The injury list read like a casualty ward: Lamb, Emburey, Gatting, Smith. The
selectors, helmed by Ted Dexter, chose seven batsmen and no genuine
all-rounder. They gambled on Gooch’s bowling — but Gower didn’t turn to him
until the 140th over. By then, the horse had not only bolted, but the stable was
ablaze.
Dexter himself was cornered — first for his absence at
Headingley, then for his faith in familiar faces over form. Middlesex’s Angus
Fraser, on his home turf, was benched. David Capel, the not-quite replacement
for Botham, was ignored due to injury. The selectors seemed torn between
rebuilding and rehashing — and achieved neither.

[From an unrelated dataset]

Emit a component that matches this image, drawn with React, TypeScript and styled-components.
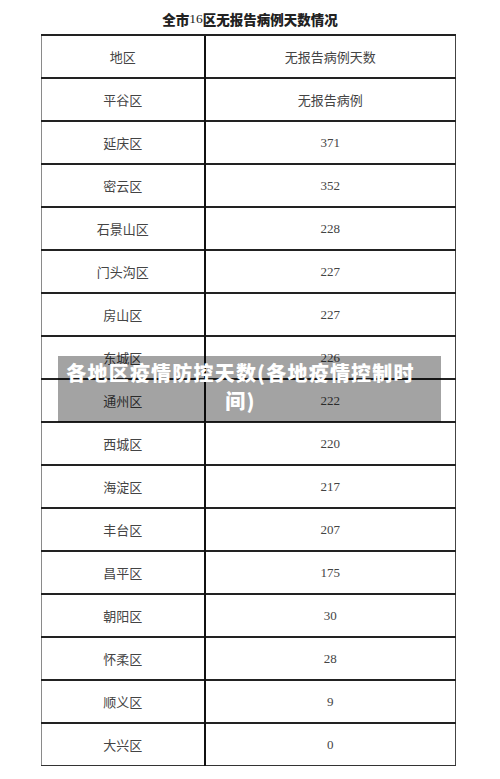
import styled, { createGlobalStyle } from 'styled-components';

const rows: [string, string][] = [
  ['平谷区', '无报告病例'],
  ['延庆区', '371'],
  ['密云区', '352'],
  ['石景山区', '228'],
  ['门头沟区', '227'],
  ['房山区', '227'],
  ['东城区', '226'],
  ['通州区', '222'],
  ['西城区', '220'],
  ['海淀区', '217'],
  ['丰台区', '207'],
  ['昌平区', '175'],
  ['朝阳区', '30'],
  ['怀柔区', '28'],
  ['顺义区', '9'],
  ['大兴区', '0'],
];

export default function App() {
  return (
    <>
      <GlobalStyle />
      <Page>
        <Title>
          全市<Num>16</Num>区无报告病例天数情况
        </Title>
        <TableWrap>
          <Table>
            <colgroup>
              <col style={{ width: 163 }} />
              <col />
            </colgroup>
            <tbody>
              <tr>
                <Cell>地区</Cell>
                <Cell>无报告病例天数</Cell>
              </tr>
              {rows.map(([area, days]) => (
                <tr key={area}>
                  <Cell>{area}</Cell>
                  <Cell $serif={/^\d+$/.test(days)}>{days}</Cell>
                </tr>
              ))}
            </tbody>
          </Table>
          <Caption>各地区疫情防控天数(各地疫情控制时间)</Caption>
        </TableWrap>
      </Page>
    </>
  );
}

const GlobalStyle = createGlobalStyle`
  html, body {
    margin: 0;
    padding: 0;
    background: #ffffff;
  }
`;

const Page = styled.main`
  width: 500px;
  height: 779px;
  overflow: hidden;
  font-family: 'Noto Sans CJK SC', 'Noto Sans', sans-serif;
`;

const Title = styled.h1`
  margin: 0;
  height: 34px;
  padding-top: 3px;
  box-sizing: border-box;
  display: flex;
  align-items: center;
  justify-content: center;
  font-size: 13.5px;
  font-weight: 900;
  color: #222;
`;

const Num = styled.span`
  font-family: 'Liberation Serif', serif;
  font-weight: 400;
  font-size: 13.5px;
`;

const TableWrap = styled.div`
  position: relative;
  margin-left: 41px;
  width: 415px;
`;

const Table = styled.table`
  width: 100%;
  border-collapse: collapse;
  table-layout: fixed;
  border-top: 1.5px solid #333;
  border-right: 1.5px solid #444;
  border-bottom: 1.5px solid #333;
  border-left: 1.5px solid #8a8a8a;
`;

const Cell = styled.td<{ $serif?: boolean }>`
  height: 41px;
  padding: 0;
  text-align: center;
  vertical-align: middle;
  border-top: 2px solid #222;
  font-size: 13px;
  color: #444;
  font-family: ${(p) =>
    p.$serif ? "'Liberation Serif', serif" : "'Noto Sans CJK SC', sans-serif"};

  & + & {
    border-left: 2px solid #111;
  }
`;

const Caption = styled.div`
  position: absolute;
  left: 17px;
  top: 322px;
  width: 383px;
  height: 66px;
  box-sizing: border-box;
  padding: 3px 22px 0 4px;
  background: rgba(0, 0, 0, 0.36);
  color: #fff;
  font-family: 'Noto Sans CJK SC', sans-serif;
  font-size: 20px;
  font-weight: 900;
  letter-spacing: 1.2px;
  line-height: 28px;
  text-align: center;
`;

Even when Gower and Smith mounted a resolute 139-run
partnership in the second innings, there was always a sense that England were
fighting to delay, not alter, the inevitable. The Queen arrived at Lord’s just
in time to witness the symbolic end: Gower’s dismissal to a brutal bouncer and
the surrender of the last vestiges of hope.
The Final Collapse — and
a Boy from the Groundstaff
Tuesday offered one final flicker. Terry Alderman,
relentless and robotic, had torn through England’s middle order. Yet when the
clouds broke and rain delayed play, it briefly seemed Headingley 1981 might
find an echo. Foster's fiery burst reduced Australia to 67 for four. But this
was not the England of Botham and Willis, and this was not an Australian side
that blinked in the face of pressure.
Instead, it was Robin Sims, an 18-year-old groundstaffer and
surprise twelfth man, who delivered the only genuine fairytale, claiming a
catch to dismiss Border at long leg. That catch brought a cheer. Waugh and Boon
brought the silence.
Postmortem and
Reckoning
Gower had now lost eight straight Tests as captain over two
spells. His hundred was valiant, his elegance untouched — but cricketing
nations rarely reward grace without grit. The English summer had started with
promises of renewal, but ended in the theatre of defeat. The curtain hadn’t
just fallen — it had collapsed.
And so, Lord’s became not just a venue, but a verdict.
England’s cricketing elite, cloaked in nostalgia and paralysed by selection
conservatism, had been exposed by a side hungrier, tougher, and vastly better
led.
The Ashes were gone. A new era had begun — one not defined
by English whims but Australian will.